Heads up: California has recently passed several new laws relating to illegal harassment, including sexual harassment.new sexual harassment laws

The first is AB 1443, which extends protections against discrimination and harassment in the Fair Employment and Housing Act to unpaid interns and participants in apprenticeship training programs.

The second is AB 2053. That law amends AB 1825 (Cal. Govt. Code § 12950.1), which provides for mandatory two-hour-minimum sexual harassment prevention training for California supervisors for companies with 50 or more employees/independent contractors. (Here’s more information about AB 1825.) AB 2053 adds another topic to be discussed during the AB 1825 training – that of preventing “abusive conduct” in the workplace. Note that AB 2053 does not make abusive workplace conduct grounds for a lawsuit. (Unless of course, that abusive conduct is or appears to be based on a protected category such as sex, race, or sexual orientation, in which case it’s probably illegal under FEHA already.) Instead, it specifies that the AB 1825 training must include information about preventing abusive workplace conduct.
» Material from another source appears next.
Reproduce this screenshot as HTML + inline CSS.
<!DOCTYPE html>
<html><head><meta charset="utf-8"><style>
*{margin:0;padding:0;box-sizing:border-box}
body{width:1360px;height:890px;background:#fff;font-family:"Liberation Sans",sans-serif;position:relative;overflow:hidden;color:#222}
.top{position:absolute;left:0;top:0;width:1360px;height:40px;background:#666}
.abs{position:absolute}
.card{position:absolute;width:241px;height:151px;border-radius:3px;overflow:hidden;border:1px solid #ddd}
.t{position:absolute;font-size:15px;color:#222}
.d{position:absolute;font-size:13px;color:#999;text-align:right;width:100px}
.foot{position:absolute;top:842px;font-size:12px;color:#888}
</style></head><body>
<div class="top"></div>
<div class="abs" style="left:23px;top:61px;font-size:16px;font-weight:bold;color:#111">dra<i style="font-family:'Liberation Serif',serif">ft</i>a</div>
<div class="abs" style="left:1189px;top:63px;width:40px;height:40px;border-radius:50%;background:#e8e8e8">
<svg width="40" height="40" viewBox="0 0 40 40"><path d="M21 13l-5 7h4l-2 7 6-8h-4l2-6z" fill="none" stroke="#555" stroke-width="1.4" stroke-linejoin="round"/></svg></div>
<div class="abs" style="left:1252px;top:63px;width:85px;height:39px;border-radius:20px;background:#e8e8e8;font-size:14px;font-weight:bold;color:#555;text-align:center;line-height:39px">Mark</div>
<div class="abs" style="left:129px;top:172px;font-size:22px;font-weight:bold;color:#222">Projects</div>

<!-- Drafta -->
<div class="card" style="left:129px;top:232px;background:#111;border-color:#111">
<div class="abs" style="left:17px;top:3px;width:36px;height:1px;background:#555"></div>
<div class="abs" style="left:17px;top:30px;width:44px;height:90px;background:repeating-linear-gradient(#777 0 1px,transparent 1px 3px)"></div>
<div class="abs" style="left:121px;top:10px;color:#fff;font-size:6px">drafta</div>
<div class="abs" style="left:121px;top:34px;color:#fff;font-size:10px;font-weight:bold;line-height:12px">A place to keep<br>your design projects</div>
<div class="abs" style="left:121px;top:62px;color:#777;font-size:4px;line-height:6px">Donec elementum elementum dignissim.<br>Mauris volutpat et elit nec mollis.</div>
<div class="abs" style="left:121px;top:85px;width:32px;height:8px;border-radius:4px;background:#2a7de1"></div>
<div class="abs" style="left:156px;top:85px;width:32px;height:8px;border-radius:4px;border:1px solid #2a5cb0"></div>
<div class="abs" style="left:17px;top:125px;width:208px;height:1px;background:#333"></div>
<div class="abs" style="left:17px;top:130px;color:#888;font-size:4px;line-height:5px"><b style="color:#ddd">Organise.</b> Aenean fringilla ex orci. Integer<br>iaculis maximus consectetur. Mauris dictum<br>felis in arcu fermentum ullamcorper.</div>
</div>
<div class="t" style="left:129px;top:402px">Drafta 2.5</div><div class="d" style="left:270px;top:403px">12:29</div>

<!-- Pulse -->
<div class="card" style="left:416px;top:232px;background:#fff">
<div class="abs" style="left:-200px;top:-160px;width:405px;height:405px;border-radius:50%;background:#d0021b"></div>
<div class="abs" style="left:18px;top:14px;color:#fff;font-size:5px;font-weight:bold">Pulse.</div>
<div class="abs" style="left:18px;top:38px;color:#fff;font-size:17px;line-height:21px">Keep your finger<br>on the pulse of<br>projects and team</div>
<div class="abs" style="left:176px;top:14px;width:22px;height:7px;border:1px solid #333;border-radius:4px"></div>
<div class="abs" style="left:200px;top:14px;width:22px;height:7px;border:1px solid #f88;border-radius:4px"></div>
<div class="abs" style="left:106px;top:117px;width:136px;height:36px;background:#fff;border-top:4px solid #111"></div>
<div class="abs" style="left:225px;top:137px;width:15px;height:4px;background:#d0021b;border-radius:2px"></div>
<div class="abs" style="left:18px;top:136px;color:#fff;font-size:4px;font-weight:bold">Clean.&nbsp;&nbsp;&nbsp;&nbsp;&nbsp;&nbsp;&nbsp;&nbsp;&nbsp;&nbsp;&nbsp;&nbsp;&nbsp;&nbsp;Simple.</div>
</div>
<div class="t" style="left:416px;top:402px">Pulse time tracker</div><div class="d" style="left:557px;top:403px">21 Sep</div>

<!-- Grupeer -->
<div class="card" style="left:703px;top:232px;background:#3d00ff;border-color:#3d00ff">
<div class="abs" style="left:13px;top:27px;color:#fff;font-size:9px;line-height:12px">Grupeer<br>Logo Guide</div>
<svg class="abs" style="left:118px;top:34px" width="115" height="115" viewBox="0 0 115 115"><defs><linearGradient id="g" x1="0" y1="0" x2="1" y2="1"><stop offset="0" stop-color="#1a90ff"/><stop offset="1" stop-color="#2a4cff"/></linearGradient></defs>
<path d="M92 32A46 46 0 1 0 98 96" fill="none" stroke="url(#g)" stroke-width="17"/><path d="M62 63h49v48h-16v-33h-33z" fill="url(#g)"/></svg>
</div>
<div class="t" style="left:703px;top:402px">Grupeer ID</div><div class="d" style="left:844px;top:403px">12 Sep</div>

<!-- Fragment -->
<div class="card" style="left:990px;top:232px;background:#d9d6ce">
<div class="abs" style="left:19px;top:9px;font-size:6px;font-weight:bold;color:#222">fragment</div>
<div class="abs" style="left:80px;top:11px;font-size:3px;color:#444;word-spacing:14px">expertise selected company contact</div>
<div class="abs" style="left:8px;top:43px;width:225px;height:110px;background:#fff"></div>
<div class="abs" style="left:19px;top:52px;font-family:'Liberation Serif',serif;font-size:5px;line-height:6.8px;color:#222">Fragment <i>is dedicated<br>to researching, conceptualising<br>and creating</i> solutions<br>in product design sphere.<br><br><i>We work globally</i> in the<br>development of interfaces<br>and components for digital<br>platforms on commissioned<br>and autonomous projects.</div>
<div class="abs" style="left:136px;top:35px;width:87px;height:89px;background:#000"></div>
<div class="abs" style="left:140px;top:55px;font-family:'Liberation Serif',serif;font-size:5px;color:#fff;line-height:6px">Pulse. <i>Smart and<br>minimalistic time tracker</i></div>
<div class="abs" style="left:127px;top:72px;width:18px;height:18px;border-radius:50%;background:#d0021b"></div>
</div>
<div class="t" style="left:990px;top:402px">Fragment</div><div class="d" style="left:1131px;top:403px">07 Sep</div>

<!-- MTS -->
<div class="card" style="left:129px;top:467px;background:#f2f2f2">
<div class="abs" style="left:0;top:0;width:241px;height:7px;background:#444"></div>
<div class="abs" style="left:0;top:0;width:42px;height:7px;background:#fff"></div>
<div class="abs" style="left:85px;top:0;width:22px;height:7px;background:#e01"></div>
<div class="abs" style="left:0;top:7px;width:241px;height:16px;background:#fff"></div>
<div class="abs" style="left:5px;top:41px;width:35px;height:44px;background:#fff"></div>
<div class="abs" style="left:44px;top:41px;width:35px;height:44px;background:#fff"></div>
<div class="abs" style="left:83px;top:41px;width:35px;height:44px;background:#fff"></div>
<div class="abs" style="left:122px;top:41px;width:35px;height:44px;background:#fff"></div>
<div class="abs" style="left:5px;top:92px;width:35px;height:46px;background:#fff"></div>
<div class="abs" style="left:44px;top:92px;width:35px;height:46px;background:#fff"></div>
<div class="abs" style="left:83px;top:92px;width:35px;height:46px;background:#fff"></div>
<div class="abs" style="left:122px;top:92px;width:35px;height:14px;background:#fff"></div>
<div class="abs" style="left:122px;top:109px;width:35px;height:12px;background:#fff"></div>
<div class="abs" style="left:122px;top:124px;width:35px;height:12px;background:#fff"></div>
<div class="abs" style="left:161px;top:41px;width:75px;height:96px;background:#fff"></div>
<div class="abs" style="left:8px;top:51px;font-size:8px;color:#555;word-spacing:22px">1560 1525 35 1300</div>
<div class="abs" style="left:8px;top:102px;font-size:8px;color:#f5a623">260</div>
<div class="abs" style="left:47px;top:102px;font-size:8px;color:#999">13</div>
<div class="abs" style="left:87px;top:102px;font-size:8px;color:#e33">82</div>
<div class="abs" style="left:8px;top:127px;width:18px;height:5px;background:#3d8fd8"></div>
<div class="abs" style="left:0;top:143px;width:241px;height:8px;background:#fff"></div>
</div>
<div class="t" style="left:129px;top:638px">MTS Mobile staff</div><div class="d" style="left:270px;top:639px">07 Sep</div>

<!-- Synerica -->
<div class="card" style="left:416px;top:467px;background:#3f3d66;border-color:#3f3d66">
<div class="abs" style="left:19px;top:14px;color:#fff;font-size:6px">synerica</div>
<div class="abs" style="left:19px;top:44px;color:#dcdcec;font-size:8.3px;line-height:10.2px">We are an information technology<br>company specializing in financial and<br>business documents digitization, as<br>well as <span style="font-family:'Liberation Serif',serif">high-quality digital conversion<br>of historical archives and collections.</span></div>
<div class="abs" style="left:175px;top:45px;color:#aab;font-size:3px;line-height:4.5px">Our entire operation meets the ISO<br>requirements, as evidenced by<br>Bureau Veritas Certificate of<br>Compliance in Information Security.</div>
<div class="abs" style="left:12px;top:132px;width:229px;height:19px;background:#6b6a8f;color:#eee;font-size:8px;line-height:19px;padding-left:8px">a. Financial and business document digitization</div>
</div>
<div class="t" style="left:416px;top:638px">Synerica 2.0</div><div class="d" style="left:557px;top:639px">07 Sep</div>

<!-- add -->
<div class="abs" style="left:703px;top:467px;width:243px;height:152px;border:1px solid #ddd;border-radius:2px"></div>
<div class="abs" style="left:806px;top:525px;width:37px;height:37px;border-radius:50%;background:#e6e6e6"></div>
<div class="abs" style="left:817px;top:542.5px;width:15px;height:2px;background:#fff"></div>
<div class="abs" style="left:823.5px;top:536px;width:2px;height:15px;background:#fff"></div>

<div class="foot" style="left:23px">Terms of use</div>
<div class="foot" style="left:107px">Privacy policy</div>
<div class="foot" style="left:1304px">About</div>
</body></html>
The statute specifically defines abusive conduct and provides examples of what it is – and what it isn’t.

Both of these statutes are effective beginning January 1, 2015. And they may have a third statute joining them: SB 1087. That bill would require additional sexual harassment prevention training and provides stricter penalties for farm workers, supervisors and contractors. SB 1087 has currently passed both the California Assembly and State Senate and is pending Governor Brown’s signature or veto.